サウジアラビアは2016年、脱石油の経済改革構想「ビジョン2030」を発表し、30年までに石油以外の輸出が国内総生産(GDP)に占める割合を従来の16%から50%に高める計画を明らかにしている。また、首都リヤドを走る自動車の30%をNEVにする計画だという。政府系ファンドによるNEVメーカーへの投資も重視しており、世界最大級の政府系ファンドとして知られるパブリック・インベストメント・ファンド(PIF)がすでに、米テスラや米ルーシッド・モーターズなどに出資している。
UAEも「エネルギー戦略2050」を推進し、50年までにエネルギー構造を変革してクリーンエネルギーの割合を50%に高める計画だ。UAEではすでに、首都ドバイに25カ所、アブダビ首長国に30カ所のNEV向け充電ステーションが設置されているという。
中東諸国では、従来は日本のトヨタ自動車や日産自動車、韓国の現代自動車や同社傘下の起亜自動車(Kia Motors)が主流だったが、現在は長安汽車(Changan Automobile)や上海汽車集団傘下の「MG(名爵)」、奇瑞汽車(Chery Automobile)、吉利汽車(Geely Automobile)といった中国メーカーが市場を席巻している。

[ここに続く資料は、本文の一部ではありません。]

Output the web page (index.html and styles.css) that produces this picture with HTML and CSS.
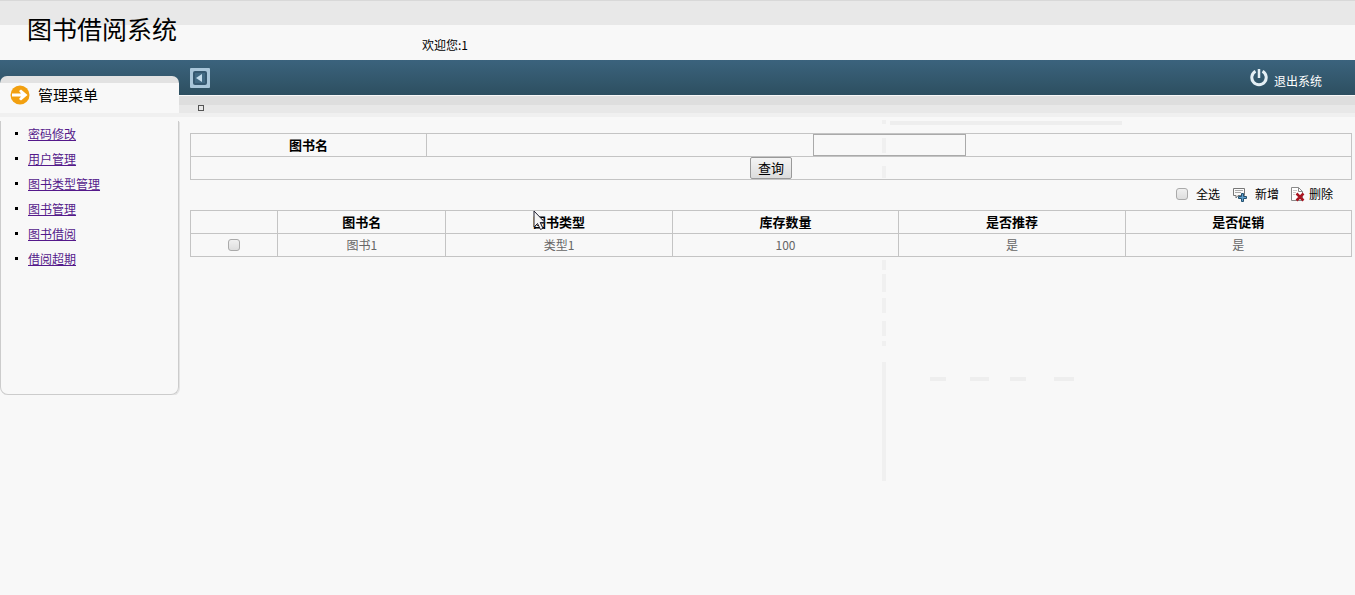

世界をリードする中国のNEV産業は、サプライチェーン全体で先発優位性を獲得しており、世界最大規模の充電・バッテリー交換ネットワークを構築している。これらは中東諸国のエネルギー転換でも大きな助けになるだろう。中国のNEVメーカーに投資することで、中東諸国もその技術や市場におけるノウハウを獲得することが期待できる。NIOのバッテリー交換技術の可能性にも注目が集まっている。